What does menswear say about our culture? A chat with Jacob Gallagher, WSJ fashion editor and author of "The Men's Fashion Book"
“One can look at the male suit as the barometer of cultural macro-changes. There are generations who have discarded or adopted their clothing based on what their fathers wore: in the 50s men wore suits and then in the next generation they stopped, while in the 70s there was a revival of a different type of silhouette that disappeared in the 80s to return in the 90s with Giorgio Armani and with a new interpretation of luxury”, explains Jacob Gallagher, Men's Fashion Editor at the Wall Street Journal and author of The Men's Fashion Book, published by Phaidon. “The goal of the book is to give a bigger picture, almost as a galaxy, to show how a designer operates in this overlapping of events”, reading major changes in society through the evolution of menswear is the ambitious goal that emerges by encyclopedic scope of the book: you’ll find approximately 130 designers, 100 brands, 70 icons, 40 photographers, 40 footwear and accessory designers, 30 retailers, 25 stylists, editors, and writers, 20 tailors, 15 publications, 15 models, and 10 illustrators, as well as art directors, influencers, milliners, and textile designers.
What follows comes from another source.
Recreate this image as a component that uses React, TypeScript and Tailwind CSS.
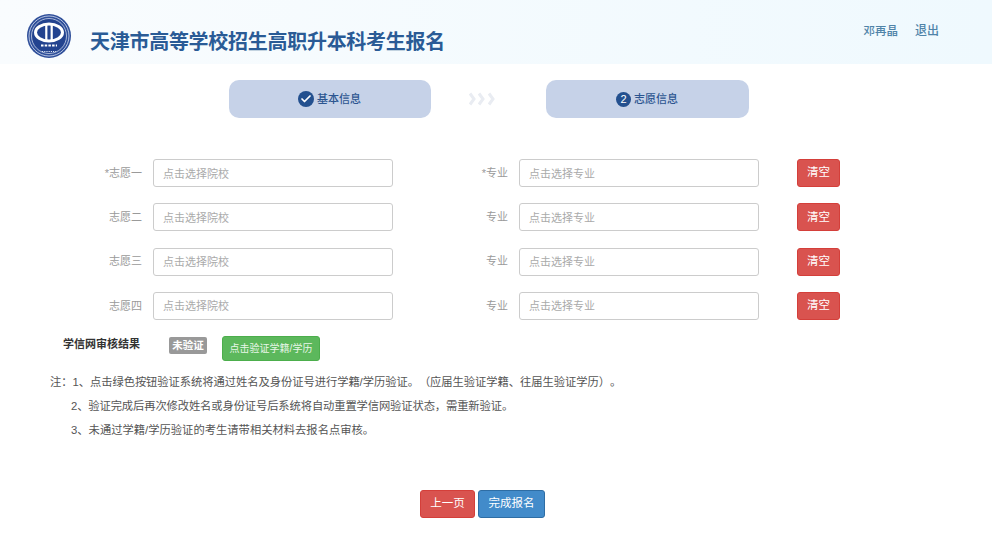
import { Check } from "lucide-react";

const ROWS = [
  { school: "*志愿一", major: "*专业" },
  { school: "志愿二", major: "专业" },
  { school: "志愿三", major: "专业" },
  { school: "志愿四", major: "专业" },
];

const FONT = "font-['Liberation_Sans','Noto_Sans_CJK_SC',sans-serif]";

function Logo() {
  return (
    <svg width="44" height="44" viewBox="0 0 44 44" className="shrink-0">
      <circle cx="22" cy="22" r="22" fill="#2f4f9a" />
      <circle cx="22" cy="22" r="20" fill="none" stroke="#c3cfe8" strokeWidth="0.9" />
      <circle cx="22" cy="22" r="17.500" fill="#23438f" stroke="#dfe6f4" strokeWidth="0.7" />
      <ellipse cx="22" cy="18.500" rx="13.500" ry="8.500" fill="none" stroke="#fff" strokeWidth="3" />
      <path d="M19.300 11v16M24.700 11v16" stroke="#fff" strokeWidth="2.200" fill="none" />
      <path d="M14 31.500h16" stroke="#fff" strokeWidth="1.800" strokeDasharray="2.500 1.200" />
      <path d="M15 37.500h14" stroke="#dfe6f4" strokeWidth="1" strokeDasharray="1.200 1" />
    </svg>
  );
}

function Chevrons() {
  return (
    <svg width="28" height="14" viewBox="0 0 28 14" fill="none" stroke="#e9ecf2" strokeWidth="3">
      <path d="M2 1.500l4 5.500-4 5.500" />
      <path d="M11 1.500l4 5.500-4 5.500" />
      <path d="M21 1.500l4 5.500-4 5.500" />
    </svg>
  );
}

function Field({ label, placeholder, labelWidth, width }: { label: string; placeholder: string; labelWidth: string; width: string }) {
  return (
    <div className="flex items-center">
      <span className={`${labelWidth} text-right text-[11px] text-[#9a9a9a]`}>{label}</span>
      <input
        readOnly
        placeholder={placeholder}
        className={`${width} ml-[11px] h-[28px] rounded-[3px] border border-[#ccc] bg-white px-[9px] pt-px text-[11px] outline-none placeholder:text-[#aaa]`}
      />
    </div>
  );
}

export default function App() {
  return (
    <div className={`${FONT} h-[537px] w-[992px] overflow-hidden bg-white`}>
      <header className="flex h-[64px] items-start bg-gradient-to-r from-[#f9fcfe] to-[#eff9fe] pl-[27px] pr-[53px]">
        <div className="mt-[14px]">
          <Logo />
        </div>
        <h1 className="ml-[19px] mt-[29px] text-[20px] leading-[26px] font-bold tracking-[-0.28px] text-[#2a5b96]">
          天津市高等学校招生高职升本科考生报名
        </h1>
        <div className="ml-auto mt-[23px] flex gap-[17px] text-[11.500px] leading-[16px] font-medium text-[#4f83a8]">
          <span>邓再晶</span>
          <span className="text-xs">退出</span>
        </div>
      </header>

      <div className="mt-[16px] flex items-center pl-[229px]">
        <div className="flex h-[38px] w-[202px] items-center justify-center gap-[3px] rounded-[10px] bg-[#c6d2e8] pr-[1px] text-[11px] font-medium text-[#2c5590]">
          <span className="flex h-[16px] w-[16px] items-center justify-center rounded-full bg-[#23508f] text-white">
            <Check size={12} strokeWidth={3.5} />
          </span>
          基本信息
        </div>
        <div className="ml-[37px] flex w-[78px]">
          <Chevrons />
        </div>
        <div className="flex h-[38px] w-[203px] items-center justify-center gap-[3px] rounded-[10px] bg-[#c6d2e8] pr-[1px] text-[11px] font-medium text-[#2c5590]">
          <span className="flex h-[15px] w-[15px] items-center justify-center rounded-full bg-[#23508f] text-[11px] text-white">
            2
          </span>
          志愿信息
        </div>
      </div>

      <div className="mt-[41px] flex flex-col gap-[16.300px] pl-[100px]">
        {ROWS.map((row) => (
          <div key={row.school} className="flex items-center">
            <Field label={row.school} placeholder="点击选择院校" labelWidth="w-[42px]" width="w-[240px]" />
            <div className="ml-[79px]">
              <Field label={row.major} placeholder="点击选择专业" labelWidth="w-[36px]" width="w-[240px]" />
            </div>
            <button className="ml-[38px] h-[28px] w-[43px] rounded-[3px] border border-[#d43f3a] bg-[#d9534f] text-[11.500px] text-white">
              清空
            </button>
          </div>
        ))}
      </div>

      <div className="mt-[16px] flex items-start pl-[63px]">
        <span className="w-[106px] text-[11px] leading-[16px] font-bold text-[#333]">学信网审核结果</span>
        <span className="mt-px h-[17px] w-[38px] rounded-[2px] bg-[#999] text-center text-[10.500px] leading-[17px] font-bold text-white">未验证</span>
        <button className="ml-[15px] h-[25px] w-[98px] rounded-[3px] border border-[#4cae4c] bg-[#5cb85c] text-[10px] text-[#e8f6e8]">
          点击验证学籍/学历
        </button>
      </div>

      <div className="mt-[9px] pl-[50px] text-[11.300px] leading-[24px] text-[#555] [text-spacing-trim:space-all]">
        <p className="tracking-[-0.06px]">注：1、点击绿色按钮验证系统将通过姓名及身份证号进行学籍/学历验证。（应届生验证学籍、往届生验证学历）。</p>
        <p className="pl-[21px] tracking-[-0.12px]">2、验证完成后再次修改姓名或身份证号后系统将自动重置学信网验证状态，需重新验证。</p>
        <p className="pl-[21px]">3、未通过学籍/学历验证的考生请带相关材料去报名点审核。</p>
      </div>

      <div className="mt-[48px] flex gap-[3px] pl-[420px]">
        <button className="h-[28px] w-[55px] rounded-[3px] border border-[#d43f3a] bg-[#d9534f] text-[11.500px] text-white">上一页</button>
        <button className="h-[28px] w-[67px] rounded-[3px] border border-[#2e6da4] bg-[#428bca] text-[11.500px] text-white">完成报名</button>
      </div>
    </div>
  );
}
Arranged alphabetically, the 500 entries spotlight living legends such as Giorgio Armani and Paul Smith alongside today’s most innovative creatives, including Ozwald Boateng, Alessandro Michele, Kim Jones, and Virgil Abloh, and cutting-edge brands such as Bode, Sacai, and Supreme.
The most interesting aspect of the book is precisely the duality in the creative approach: on the one hand the zoomed-in vision of a cultural evolution that spans almost a century, on the other the intimacy and sentimental complexity of the relationship between men and their representation.